Combating Collaboration Inefficiencies
Inefficiencies exist, but there are steps you can take to improve how collaboration impacts your overall productivity.
We constantly read that collaboration technologies can help us improve productivity. However, collaboration technologies can also be disruptive and distracting. How many times have you gotten a call or an email notice in the middle of working on a project? It can take a while to get back to work, and the interruption may even cause you to forget the comments you wanted to make related to your project. During this time you are less productive or unproductive, but changing collaboration behavior can make collaboration more efficient.
The Webtorials report, "2017 Workplace Productivity and Communications Technology Report," based on responses from 906 business professionals from the U.S., the U.K., France, and Germany, provides a nice snapshot of workplace productivity as it relates to communications technology. About one third of the respondents work for companies with 2500+ employees, one quarter of the respondents work for medium-size companies between 500 and 2500 employees, and 42% work for small businesses with fewer than 500 employees. The report was financially supported by Mitel. The graphics in this blog are from the Webtorials report.
Where Do We Spend our Collaboration Time?
The report summarized some interesting observations:
- More than two-thirds of the respondents' work day is spent on communication-based activities
- Real-time communications, that is person-to-person phone calls and face-to-face meetings, consumes about three hours a day on average
- Phone calls are the biggest time consumer, whether through the desk phone or mobile phone, and totaled 95 minutes per day
- Email reading and production consumes another 80 minutes per day
- Face-to-face meetings consume 71 minutes per day
Study the chart below from the report. What may surprise you is that 31% of the time is spent on activities other than communications tasks. I would have expected reversal of time spent with 69% of the time spent in other activities rather than communicating. Sometimes I think we are over communicating and under producing.
Another part of the report dealt with the impact of these inefficiencies on the workday. The report went through multiple tasks, as seen in the chart below. Report respondents said they communicated an average of 6.03 hours per day. When looking at the inefficiency of these collaboration tasks, a total of 1.26 hours was lost every day.
The report went on to try to determine the financial impact of this lost productivity.
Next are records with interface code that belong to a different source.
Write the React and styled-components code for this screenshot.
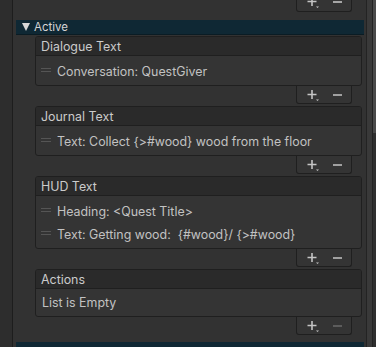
import styled, {createGlobalStyle} from 'styled-components';

const Global = createGlobalStyle`
  html, body {
    margin: 0;
    padding: 0;
    background: #323232;
    overflow: hidden;
  }
  body {
    font-family: Inter, "Noto Sans", sans-serif;
    font-size: 12.4px;
  }
`;

const Page = styled.div`
  display: flex;
  align-items: flex-start;
  width: 376px;
  height: 347px;
  overflow: hidden;
  background: #323232;
`;

const Gutter = styled.div`
  width: 12px;
  height: 100%;
  flex: none;
  background: #2d2d2d;
  border-right: 1px solid #1d1d1d;
`;

const Content = styled.div`
  flex: 1;
  padding-left: 3px;
  display: flex;
  flex-direction: column;
  & > * { flex-shrink: 0; }
`;

const Scroll = styled.div`
  width: 12px;
  height: 100%;
  flex: none;
  display: flex;
  padding-left: 2px;
  box-sizing: border-box;
`;

const Track = styled.div`
  width: 5px;
  border-left: 1px solid #232323;
  border-right: 1px solid #232323;
  background: #393939;
`;

const Thumb = styled.div`
  flex: 1;
  background: linear-gradient(#4a4a4a 0 133px, #2f2f2f 133px);
`;

const Footer = styled.div`
  align-self: flex-end;
  flex-shrink: 0;
  margin-right: ${p => p.$right}px;
  width: 56px;
  height: ${p => p.$h || 18}px;
  box-sizing: border-box;
  display: flex;
  align-items: ${p => (p.$h ? 'flex-end' : 'center')};
  padding-left: 3px;
  background: #343434;
  border: 1px solid #1f1f1f;
  border-top: none;
  border-radius: 0 0 3px 3px;
  overflow: hidden;
`;

const Btn = styled.div`
  width: 25px;
  height: 16px;
  flex: none;
  display: flex;
  align-items: center;
  justify-content: center;
  color: ${p => (p.$off ? '#6a6a6a' : '#c4c4c4')};
`;

const Foldout = styled.div`
  margin-top: ${p => p.$top}px;
  height: 14px;
  display: flex;
  align-items: center;
  gap: 4px;
  padding-left: 6px;
  background: #0f2834;
  border-bottom: 1px solid #0a1c24;
  color: #d4d4d4;
  font-size: 11.5px;
`;

const Arrow = styled.span`
  width: 0;
  height: 0;
  border-left: 4px solid transparent;
  border-right: 4px solid transparent;
  border-top: 8px solid #d8d8d8;
`;

const Lists = styled.div`
  display: flex;
  flex-direction: column;
  padding: 1px 2px 0 19px;
`;

const Group = styled.div`
  display: flex;
  flex-direction: column;
  margin-top: ${p => p.$gap}px;
`;

const Box = styled.div`
  border: 1px solid #1f1f1f;
  border-radius: 3px;
  background: #343434;
  overflow: hidden;
`;

const Header = styled.div`
  height: 19px;
  box-sizing: border-box;
  padding-left: 5px;
  display: flex;
  align-items: center;
  background: #2a2a2a;
  border-bottom: 1px solid #1f1f1f;
  color: #cbcbcb;
`;

const Body = styled.div`
  padding: 4px 0 2px;
`;

const Row = styled.div`
  height: 23px;
  display: flex;
  align-items: center;
  padding-left: 5px;
  color: #c2c2c2;
  white-space: pre;
`;

const Handle = styled.span`
  width: 10px;
  height: 4px;
  margin-right: 6px;
  border-top: 1px solid #555;
  border-bottom: 1px solid #555;
  box-sizing: border-box;
  position: relative;
  top: -2px;
`;

const Empty = styled.div`
  height: 27px;
  display: flex;
  align-items: center;
  padding-left: 6px;
  color: #c2c2c2;
  margin: -4px 0 -2px;
`;

const Plus = () => (
  <svg width="12" height="12" viewBox="0 0 12 12">
    <path d="M5 1v9M0.5 5.5h9" stroke="currentColor" strokeWidth="1.6" fill="none" />
    <path d="M9 10.5h3l-1.5 1.5z" fill="currentColor" />
  </svg>
);

const Minus = () => (
  <svg width="9" height="10" viewBox="0 0 9 10">
    <path d="M0 5h9" stroke="currentColor" strokeWidth="1.6" />
  </svg>
);

const lists = [
  {title: 'Dialogue Text', items: ['Conversation: QuestGiver']},
  {title: 'Journal Text', items: ['Text: Collect {>#wood} wood from the floor']},
  {title: 'HUD Text', items: ['Heading: <Quest Title>', 'Text: Getting wood:  {#wood}/ {>#wood}']},
  {title: 'Actions', items: []},
];

export default function App() {
  return (
    <Page>
      <Global />
      <Gutter />
      <Content>
        <Footer $right={12} $h={12}>
          <Btn style={{marginBottom: 1}}><Plus /></Btn>
          <Btn style={{marginBottom: 1}}><Minus /></Btn>
        </Footer>
        <Foldout $top={8}><Arrow />Active</Foldout>
        <Lists>
          {lists.map((l, i) => (
            <Group key={l.title} $gap={i ? 2 : 0}>
              <Box>
                <Header>{l.title}</Header>
                <Body>
                  {l.items.length ? l.items.map(t => (
                    <Row key={t}><Handle />{t}</Row>
                  )) : <Empty>List is Empty</Empty>}
                </Body>
              </Box>
              <Footer $right={10}>
                <Btn><Plus /></Btn>
                <Btn $off={!l.items.length}><Minus /></Btn>
              </Footer>
            </Group>
          ))}
        </Lists>
        <Foldout $top={7} />
      </Content>
      <Scroll>
        <Track />
        <Thumb />
      </Scroll>
    </Page>
  );
}
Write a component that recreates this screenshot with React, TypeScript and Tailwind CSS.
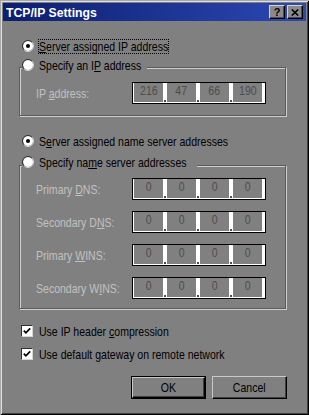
import React, { Fragment } from "react";

function Txt({ children, className = "" }: { children: React.ReactNode; className?: string }) {
  return (
    <span className={`inline-block whitespace-nowrap origin-left scale-x-[0.81] ${className}`}>{children}</span>
  );
}

function U({ children }: { children: React.ReactNode }) {
  return <span className="underline decoration-1">{children}</span>;
}

function Radio({ checked }: { checked?: boolean }) {
  return (
    <svg width="12" height="12" viewBox="0 0 12 12" className="block shrink-0">
      <circle cx="6" cy="6" r="5" fill="#ffffff" />
      <path d="M2.11 9.89 A5.5 5.5 0 0 1 9.89 2.11" fill="none" stroke="#303030" strokeWidth="1" />
      <path d="M9.89 2.11 A5.5 5.5 0 0 1 2.11 9.89" fill="none" stroke="#d6d6d6" strokeWidth="1" />
      {checked && <circle cx="6" cy="6" r="2" fill="#000000" />}
    </svg>
  );
}

function Check() {
  return (
    <div className="w-[12px] h-[12px] shrink-0 bg-white border border-t-[#303030] border-l-[#303030] border-r-[#d6d6d6] border-b-[#d6d6d6] flex items-center justify-center">
      <svg width="8" height="8" viewBox="0 0 8 8" className="block">
        <path d="M0.8 3.6 L2.9 5.8 L7.2 1.3" fill="none" stroke="#000000" strokeWidth="1.7" />
      </svg>
    </div>
  );
}

function IpField({ values }: { values: string[] }) {
  return (
    <div className="flex shrink-0 w-[134px] h-[22px] border border-black bg-white pl-[1px] pr-[3px] pb-[1px]">
      {values.map((v, i) => (
        <Fragment key={i}>
          {i > 0 && (
            <div className="w-[4px] shrink-0 flex items-end pl-[1px]">
              <div className="w-[2px] h-[2px] bg-[#4d4d4d]" />
            </div>
          )}
          <div className="w-[29px] shrink-0 bg-[#808080] flex justify-center text-[#4d4d4d]">
            <span className="inline-block whitespace-nowrap origin-center scale-x-[0.81]">{v}</span>
          </div>
        </Fragment>
      ))}
    </div>
  );
}

function FieldRow({ label, values }: { label: React.ReactNode; values: string[] }) {
  return (
    <div className="flex items-center h-[22px]">
      <div className="w-[96px] shrink-0">
        <Txt className="text-[#c0c0c0]">{label}</Txt>
      </div>
      <IpField values={values} />
    </div>
  );
}

function TitleBtn({ children }: { children: React.ReactNode }) {
  return (
    <div className="w-[16px] h-[14px] bg-[#8a8a8a] border border-t-[#d4d4d4] border-l-[#d4d4d4] border-r-black border-b-black shadow-[inset_-1px_-1px_0_#4a4a4a] flex items-center justify-center">
      {children}
    </div>
  );
}

export default function App() {
  const zeros = ["0", "0", "0", "0"];
  return (
    <div className="w-[309px] h-[415px] bg-[#808080] p-[3px] flex flex-col text-black text-[13px] leading-[15px] [font-family:'Liberation_Sans',Arial,sans-serif] shadow-[inset_1px_1px_0_#a8a8a8,inset_-1px_-1px_0_#000000,inset_2px_2px_0_#e0e0e0,inset_-2px_-2px_0_#404040]">
      {/* Title bar */}
      <div className="h-[18px] shrink-0 flex items-center bg-linear-to-r from-[#0c1e70] to-[#2c48b4] pl-[3px] pr-[3px]">
        <span className="inline-block whitespace-nowrap origin-left scale-x-[0.94] text-white font-bold text-[13px] leading-[15px]">
          TCP/IP Settings
        </span>
        <div className="ml-auto flex gap-[2px]">
          <TitleBtn>
            <span className="font-bold text-[11px] leading-[11px] text-black">?</span>
          </TitleBtn>
          <TitleBtn>
            <svg width="8" height="7" viewBox="0 0 8 7" className="block">
              <path d="M0.8 0.5 L7.2 6.5 M7.2 0.5 L0.8 6.5" stroke="#000000" strokeWidth="1.6" fill="none" />
            </svg>
          </TitleBtn>
        </div>
      </div>

      {/* Body */}
      <div className="flex flex-col pl-[16px]">
        <div className="mt-[18px] h-[15px] flex items-start pl-[3px]">
          <div className="mt-[1px]">
            <Radio checked />
          </div>
          <div className="ml-[4px] w-[131px] h-[15px] border border-dotted border-black leading-[13px]">
            <Txt>
              <U>S</U>erver assigned IP address
            </Txt>
          </div>
        </div>

        <div className="relative mt-[13px] w-[267px] border border-[#5c5c5c] shadow-[inset_1px_1px_0_#cfcfcf,1px_1px_0_#cfcfcf] pl-[16px] pt-[14px] pb-[11px]">
          <div className="absolute left-[2px] top-[-11px] h-[16px] flex items-center bg-[#808080] pr-[2px]">
            <Radio />
            <div className="ml-[5px] w-[106px]">
              <Txt>
                Specify an I<U>P</U> address
              </Txt>
            </div>
          </div>
          <FieldRow
            label={
              <>
                IP <U>a</U>ddress:
              </>
            }
            values={["216", "47", "66", "190"]}
          />
        </div>

        <div className="mt-[17px] h-[16px] flex items-center pl-[3px]">
          <Radio checked />
          <div className="ml-[5px]">
            <Txt>
              S<U>e</U>rver assigned name server addresses
            </Txt>
          </div>
        </div>

        <div className="relative mt-[16px] w-[267px] border border-[#5c5c5c] shadow-[inset_1px_1px_0_#cfcfcf,1px_1px_0_#cfcfcf] pl-[16px] pt-[12px] pb-[9px] flex flex-col gap-[11px]">
          <div className="absolute left-[2px] top-[-12px] h-[16px] flex items-center bg-[#808080] pr-[2px]">
            <Radio />
            <div className="ml-[5px] w-[156px]">
              <Txt>
                Specify na<U>m</U>e server addresses
              </Txt>
            </div>
          </div>
          <FieldRow
            label={
              <>
                Primary <U>D</U>NS:
              </>
            }
            values={zeros}
          />
          <FieldRow
            label={
              <>
                Secondary D<U>N</U>S:
              </>
            }
            values={zeros}
          />
          <FieldRow
            label={
              <>
                Primary <U>W</U>INS:
              </>
            }
            values={zeros}
          />
          <FieldRow
            label={
              <>
                Secondary W<U>I</U>NS:
              </>
            }
            values={zeros}
          />
        </div>

        <div className="mt-[14px] h-[16px] flex items-center pl-[2px]">
          <Check />
          <div className="ml-[6px]">
            <Txt>
              Use IP header <U>c</U>ompression
            </Txt>
          </div>
        </div>
        <div className="mt-[7px] h-[16px] flex items-center pl-[2px]">
          <Check />
          <div className="ml-[6px]">
            <Txt>
              Use default <U>g</U>ateway on remote network
            </Txt>
          </div>
        </div>

        <div className="mt-[14px] w-[268px] flex justify-end gap-[6px]">
          <button type="button" className="w-[75px] h-[23px] border border-black">
            <div className="w-full h-full border border-t-[#c8c8c8] border-l-[#c8c8c8] border-r-black border-b-black shadow-[inset_-1px_-1px_0_#404040] flex items-center justify-center">
              <span className="inline-block whitespace-nowrap origin-center scale-x-[0.81]">OK</span>
            </div>
          </button>
          <button
            type="button"
            className="w-[75px] h-[23px] border border-t-[#c8c8c8] border-l-[#c8c8c8] border-r-black border-b-black shadow-[inset_-1px_-1px_0_#404040] flex items-center justify-center"
          >
            <span className="inline-block whitespace-nowrap origin-center scale-x-[0.81]">Cancel</span>
          </button>
        </div>
      </div>
    </div>
  );
}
The average worker in the study reported to be busy 43.96 hours each week. A number of assumptions were made with an end result of about $15,000 USD per employee per year is lost in inefficient collaboration.
Increasing Collaboration Efficiency
Collaboration is a two-way street. Remember that when you collaborate, others are involved so you need to consider their time and the best media to collaborate with them. How you collaborate, your behavior, and the behavior of others during the collaboration event will impact the efficiency. Here are some suggestions to make your collaboration more efficient:
- Does everyone invited to the collaboration event really need to be there?
- Prepare an agenda
- Stick to the agenda
- Summarize the agenda accomplishments and send them out to all those who participated, as well as to those who need to be informed
- Archive the collaboration events, using as many keywords as possible so people can look it up and find information rapidly
- Consider videoconferencing rather than just straight audio conferencing. You may learn something by watching the speakers that you did not discern when you just heard their voices.
- Read your emails in batches, not one at a time
- Send short emails, and if possible put the entire message of the email in the subject line so nothing else has to be read
- Use instant messaging (IM) instead of email
It is nice to be sociable when you communicate. But social interactions, although important, are not the primary reason for communicating. Keep the social interactions to a minimum. You may want to finish the social interactions at the very beginning of any communications. Although social interactions may make you feel comfortable, they're not necessarily the goal of your communications.
Do not stick to one media. Not everyone is equally comfortable with all the media. I found one case where someone wanted to instant message everyone else but not respond to phone calls, conferences, or emails. This is extreme behavior, and the person's management should work to change this behavior. This behavior appears to be selfish, inconsiderate of others, and arrogant. You would probably avoid collaborating with this person.